**Provided material:**
※

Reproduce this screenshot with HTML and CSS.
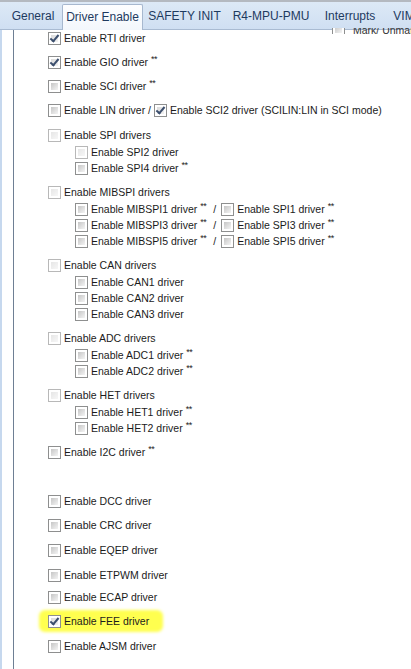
FILE: index.html
```html
<!DOCTYPE html>
<html>
<head>
<meta charset="utf-8">
<link rel="stylesheet" href="styles.css">
</head>
<body>
<div class="window">
  <div class="tabs">
    <div class="tab t-general">General</div>
    <div class="tab active t-driver">Driver Enable</div>
    <div class="tab t-safety">SAFETY INIT</div>
    <div class="tab t-mpu">R4-MPU-PMU</div>
    <div class="tab t-int">Interrupts</div>
    <div class="tab t-vim">VIM</div>
  </div>
  <div class="body">
    <div class="gutter"></div>
    <div class="content">
      <div class="mark-clip"><div class="mark"><span class="cb"></span><span>Mark/ Unmark all</span></div></div>

      <div class="item"><label class="row"><span class="cb checked"></span>Enable RTI driver</label></div>
      <div class="item"><label class="row"><span class="cb checked"></span>Enable GIO driver <span class="st">**</span></label></div>
      <div class="item"><label class="row"><span class="cb"></span>Enable SCI driver <span class="st">**</span></label></div>
      <div class="item"><label class="row"><span class="cb"></span>Enable LIN driver /&nbsp;<span class="cb checked inl"></span>Enable SCI2 driver (SCILIN:LIN in SCI mode)</label></div>

      <div class="item group mt1">
        <label class="row"><span class="cb light"></span>Enable SPI drivers</label>
        <div class="subs">
          <label class="row"><span class="cb light"></span>Enable SPI2 driver</label>
          <label class="row"><span class="cb"></span>Enable SPI4 driver <span class="st">**</span></label>
        </div>
      </div>

      <div class="item group">
        <label class="row"><span class="cb light"></span>Enable MIBSPI drivers</label>
        <div class="subs">
          <label class="row"><span class="cb"></span>Enable MIBSPI1 driver <span class="st">**</span><span class="slash">/</span><span class="cb inl"></span>Enable SPI1 driver <span class="st">**</span></label>
          <label class="row"><span class="cb"></span>Enable MIBSPI3 driver <span class="st">**</span><span class="slash">/</span><span class="cb inl"></span>Enable SPI3 driver <span class="st">**</span></label>
          <label class="row"><span class="cb"></span>Enable MIBSPI5 driver <span class="st">**</span><span class="slash">/</span><span class="cb inl"></span>Enable SPI5 driver <span class="st">**</span></label>
        </div>
      </div>

      <div class="item group">
        <label class="row"><span class="cb light"></span>Enable CAN drivers</label>
        <div class="subs">
          <label class="row"><span class="cb"></span>Enable CAN1 driver</label>
          <label class="row"><span class="cb"></span>Enable CAN2 driver</label>
          <label class="row"><span class="cb"></span>Enable CAN3 driver</label>
        </div>
      </div>

      <div class="item group">
        <label class="row"><span class="cb light"></span>Enable ADC drivers</label>
        <div class="subs">
          <label class="row"><span class="cb"></span>Enable ADC1 driver <span class="st">**</span></label>
          <label class="row"><span class="cb"></span>Enable ADC2 driver <span class="st">**</span></label>
        </div>
      </div>

      <div class="item group">
        <label class="row"><span class="cb light"></span>Enable HET drivers</label>
        <div class="subs">
          <label class="row"><span class="cb"></span>Enable HET1 driver <span class="st">**</span></label>
          <label class="row"><span class="cb"></span>Enable HET2 driver <span class="st">**</span></label>
        </div>
      </div>

      <div class="item"><label class="row"><span class="cb"></span>Enable I2C driver <span class="st">**</span></label></div>
      <div class="item spacer"></div>
      <div class="item"><label class="row"><span class="cb"></span>Enable DCC driver</label></div>
      <div class="item"><label class="row"><span class="cb"></span>Enable CRC driver</label></div>
      <div class="item mt1"><label class="row"><span class="cb"></span>Enable EQEP driver</label></div>
      <div class="item mt1"><label class="row"><span class="cb"></span>Enable ETPWM driver</label></div>
      <div class="item mtm2"><label class="row"><span class="cb"></span>Enable ECAP driver</label></div>
      <div class="item"><label class="row hl"><span class="cb checked"></span>Enable FEE driver</label></div>
      <div class="item mt1"><label class="row"><span class="cb"></span>Enable AJSM driver</label></div>
    </div>
  </div>
</div>
</body>
</html>
```

FILE: styles.css
```css
html, body {
  margin: 0;
  padding: 0;
  background: #ffffff;
}
body {
  font-family: "Liberation Sans", Arial, sans-serif;
  font-size: 10.5px;
  color: #1b1b1b;
  overflow: hidden;
}
.window {
  width: 411px;
  height: 669px;
  display: flex;
  flex-direction: column;
  overflow: hidden;
}
.tabs {
  height: 27px;
  flex: none;
  display: flex;
  align-items: flex-end;
  border-top: 2px solid #b4b9c0;
  background: linear-gradient(#dde9f6, #cfdff2);
  border-bottom: 1px solid #a9bbd2;
  padding-left: 4px;
  white-space: nowrap;
}
.tab {
  flex: none;
  height: 24px;
  line-height: 22px;
  font-size: 12px;
  color: #1e3a5f;
  text-align: center;
  box-sizing: border-box;
}
.t-general { width: 58px; }
.t-driver { width: 81px; }
.t-safety { width: 83px; }
.t-mpu { width: 90px; }
.t-int { width: 68px; }
.t-vim { width: 40px; }
.tab.active {
  background: linear-gradient(#fdfeff, #f3f7fc);
  border: 1px solid #a7b8cf;
  border-bottom: none;
  border-radius: 2px 2px 0 0;
  height: 26px;
  margin-bottom: -1px;
  line-height: 24px;
}
.body {
  flex: 1;
  display: flex;
}
.gutter {
  width: 11px;
  flex: none;
  border-left: 2px solid #c6d8ee;
  border-right: 1px solid #6e7f94;
  background: #ffffff;
}
.content {
  flex: 1;
  position: relative;
  padding: 0 0 0 34px;
  display: flex;
  flex-direction: column;
  gap: 8px;
}
.mark-clip {
  position: absolute;
  top: -2px;
  left: 318px;
  height: 6px;
  width: 90px;
  overflow: hidden;
}
.mark {
  display: flex;
  align-items: center;
  gap: 5px;
  margin-top: -5px;
  color: #333;
  white-space: nowrap;
}
.item {
  display: flex;
  flex-direction: column;
}
.mt1 { margin-top: 1px; }
.mtm2 { margin-top: -2px; }
.spacer {
  height: 17px;
}
.row {
  display: flex;
  align-items: center;
  height: 16px;
  white-space: nowrap;
}
.subs {
  display: flex;
  flex-direction: column;
  padding-left: 27px;
  padding-top: 1px;
}
.st {
  font-size: 9px;
  margin-left: 3px;
  position: relative;
  top: -3px;
  letter-spacing: -0.5px;
}
.slash {
  margin: 0 5px 0 7px;
}
.cb {
  flex: none;
  width: 13px;
  height: 13px;
  box-sizing: border-box;
  border: 1px solid #8e8f8f;
  background: #fff;
  margin-right: 3px;
  position: relative;
}
.cb::before {
  content: "";
  position: absolute;
  inset: 2px;
  background: linear-gradient(135deg, #c6c6c6, #ebebeb 80%, #f4f4f4);
}
.cb.light {
  border-color: #b8b8b8;
}
.cb.light::before {
  background: linear-gradient(135deg, #e6e6e6, #f7f7f7);
}
.cb.inl {
  margin-left: 0;
}
.cb.checked::before {
  background: linear-gradient(135deg, #dadada, #f2f2f2);
}
.cb.checked::after {
  content: "";
  position: absolute;
  left: 3px;
  top: 0px;
  width: 3px;
  height: 7px;
  border-right: 2px solid #3c4f6e;
  border-bottom: 2px solid #3c4f6e;
  transform: rotate(40deg);
}
.hl {
  position: relative;
  align-self: flex-start;
}
.hl::before {
  content: "";
  position: absolute;
  left: -9px;
  right: -14px;
  top: -3px;
  bottom: -3px;
  background: #ffff4f;
  border-radius: 6px;
  filter: blur(1.5px);
  z-index: -1;
}
.item:has(.hl) {
  position: relative;
  z-index: 0;
}
```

※

**Exercise prompt:** Transcribe the listing in full. Omit the pictures and keep every line exact.

**Exercise response:**
Reproduce this screenshot with HTML and CSS.
FILE: index.html
```html
<!DOCTYPE html>
<html>
<head>
<meta charset="utf-8">
<link rel="stylesheet" href="styles.css">
</head>
<body>
<div class="window">
  <div class="tabs">
    <div class="tab t-general">General</div>
    <div class="tab active t-driver">Driver Enable</div>
    <div class="tab t-safety">SAFETY INIT</div>
    <div class="tab t-mpu">R4-MPU-PMU</div>
    <div class="tab t-int">Interrupts</div>
    <div class="tab t-vim">VIM</div>
  </div>
  <div class="body">
    <div class="gutter"></div>
    <div class="content">
      <div class="mark-clip"><div class="mark"><span class="cb"></span><span>Mark/ Unmark all</span></div></div>

      <div class="item"><label class="row"><span class="cb checked"></span>Enable RTI driver</label></div>
      <div class="item"><label class="row"><span class="cb checked"></span>Enable GIO driver <span class="st">**</span></label></div>
      <div class="item"><label class="row"><span class="cb"></span>Enable SCI driver <span class="st">**</span></label></div>
      <div class="item"><label class="row"><span class="cb"></span>Enable LIN driver /&nbsp;<span class="cb checked inl"></span>Enable SCI2 driver (SCILIN:LIN in SCI mode)</label></div>

      <div class="item group mt1">
        <label class="row"><span class="cb light"></span>Enable SPI drivers</label>
        <div class="subs">
          <label class="row"><span class="cb light"></span>Enable SPI2 driver</label>
          <label class="row"><span class="cb"></span>Enable SPI4 driver <span class="st">**</span></label>
        </div>
      </div>

      <div class="item group">
        <label class="row"><span class="cb light"></span>Enable MIBSPI drivers</label>
        <div class="subs">
          <label class="row"><span class="cb"></span>Enable MIBSPI1 driver <span class="st">**</span><span class="slash">/</span><span class="cb inl"></span>Enable SPI1 driver <span class="st">**</span></label>
          <label class="row"><span class="cb"></span>Enable MIBSPI3 driver <span class="st">**</span><span class="slash">/</span><span class="cb inl"></span>Enable SPI3 driver <span class="st">**</span></label>
          <label class="row"><span class="cb"></span>Enable MIBSPI5 driver <span class="st">**</span><span class="slash">/</span><span class="cb inl"></span>Enable SPI5 driver <span class="st">**</span></label>
        </div>
      </div>

      <div class="item group">
        <label class="row"><span class="cb light"></span>Enable CAN drivers</label>
        <div class="subs">
          <label class="row"><span class="cb"></span>Enable CAN1 driver</label>
          <label class="row"><span class="cb"></span>Enable CAN2 driver</label>
          <label class="row"><span class="cb"></span>Enable CAN3 driver</label>
        </div>
      </div>

      <div class="item group">
        <label class="row"><span class="cb light"></span>Enable ADC drivers</label>
        <div class="subs">
          <label class="row"><span class="cb"></span>Enable ADC1 driver <span class="st">**</span></label>
          <label class="row"><span class="cb"></span>Enable ADC2 driver <span class="st">**</span></label>
        </div>
      </div>

      <div class="item group">
        <label class="row"><span class="cb light"></span>Enable HET drivers</label>
        <div class="subs">
          <label class="row"><span class="cb"></span>Enable HET1 driver <span class="st">**</span></label>
          <label class="row"><span class="cb"></span>Enable HET2 driver <span class="st">**</span></label>
        </div>
      </div>

      <div class="item"><label class="row"><span class="cb"></span>Enable I2C driver <span class="st">**</span></label></div>
      <div class="item spacer"></div>
      <div class="item"><label class="row"><span class="cb"></span>Enable DCC driver</label></div>
      <div class="item"><label class="row"><span class="cb"></span>Enable CRC driver</label></div>
      <div class="item mt1"><label class="row"><span class="cb"></span>Enable EQEP driver</label></div>
      <div class="item mt1"><label class="row"><span class="cb"></span>Enable ETPWM driver</label></div>
      <div class="item mtm2"><label class="row"><span class="cb"></span>Enable ECAP driver</label></div>
      <div class="item"><label class="row hl"><span class="cb checked"></span>Enable FEE driver</label></div>
      <div class="item mt1"><label class="row"><span class="cb"></span>Enable AJSM driver</label></div>
    </div>
  </div>
</div>
</body>
</html>
```

FILE: styles.css
```css
html, body {
  margin: 0;
  padding: 0;
  background: #ffffff;
}
body {
  font-family: "Liberation Sans", Arial, sans-serif;
  font-size: 10.5px;
  color: #1b1b1b;
  overflow: hidden;
}
.window {
  width: 411px;
  height: 669px;
  display: flex;
  flex-direction: column;
  overflow: hidden;
}
.tabs {
  height: 27px;
  flex: none;
  display: flex;
  align-items: flex-end;
  border-top: 2px solid #b4b9c0;
  background: linear-gradient(#dde9f6, #cfdff2);
  border-bottom: 1px solid #a9bbd2;
  padding-left: 4px;
  white-space: nowrap;
}
.tab {
  flex: none;
  height: 24px;
  line-height: 22px;
  font-size: 12px;
  color: #1e3a5f;
  text-align: center;
  box-sizing: border-box;
}
.t-general { width: 58px; }
.t-driver { width: 81px; }
.t-safety { width: 83px; }
.t-mpu { width: 90px; }
.t-int { width: 68px; }
.t-vim { width: 40px; }
.tab.active {
  background: linear-gradient(#fdfeff, #f3f7fc);
  border: 1px solid #a7b8cf;
  border-bottom: none;
  border-radius: 2px 2px 0 0;
  height: 26px;
  margin-bottom: -1px;
  line-height: 24px;
}
.body {
  flex: 1;
  display: flex;
}
.gutter {
  width: 11px;
  flex: none;
  border-left: 2px solid #c6d8ee;
  border-right: 1px solid #6e7f94;
  background: #ffffff;
}
.content {
  flex: 1;
  position: relative;
  padding: 0 0 0 34px;
  display: flex;
  flex-direction: column;
  gap: 8px;
}
.mark-clip {
  position: absolute;
  top: -2px;
  left: 318px;
  height: 6px;
  width: 90px;
  overflow: hidden;
}
.mark {
  display: flex;
  align-items: center;
  gap: 5px;
  margin-top: -5px;
  color: #333;
  white-space: nowrap;
}
.item {
  display: flex;
  flex-direction: column;
}
.mt1 { margin-top: 1px; }
.mtm2 { margin-top: -2px; }
.spacer {
  height: 17px;
}
.row {
  display: flex;
  align-items: center;
  height: 16px;
  white-space: nowrap;
}
.subs {
  display: flex;
  flex-direction: column;
  padding-left: 27px;
  padding-top: 1px;
}
.st {
  font-size: 9px;
  margin-left: 3px;
  position: relative;
  top: -3px;
  letter-spacing: -0.5px;
}
.slash {
  margin: 0 5px 0 7px;
}
.cb {
  flex: none;
  width: 13px;
  height: 13px;
  box-sizing: border-box;
  border: 1px solid #8e8f8f;
  background: #fff;
  margin-right: 3px;
  position: relative;
}
.cb::before {
  content: "";
  position: absolute;
  inset: 2px;
  background: linear-gradient(135deg, #c6c6c6, #ebebeb 80%, #f4f4f4);
}
.cb.light {
  border-color: #b8b8b8;
}
.cb.light::before {
  background: linear-gradient(135deg, #e6e6e6, #f7f7f7);
}
.cb.inl {
  margin-left: 0;
}
.cb.checked::before {
  background: linear-gradient(135deg, #dadada, #f2f2f2);
}
.cb.checked::after {
  content: "";
  position: absolute;
  left: 3px;
  top: 0px;
  width: 3px;
  height: 7px;
  border-right: 2px solid #3c4f6e;
  border-bottom: 2px solid #3c4f6e;
  transform: rotate(40deg);
}
.hl {
  position: relative;
  align-self: flex-start;
}
.hl::before {
  content: "";
  position: absolute;
  left: -9px;
  right: -14px;
  top: -3px;
  bottom: -3px;
  background: #ffff4f;
  border-radius: 6px;
  filter: blur(1.5px);
  z-index: -1;
}
.item:has(.hl) {
  position: relative;
  z-index: 0;
}
```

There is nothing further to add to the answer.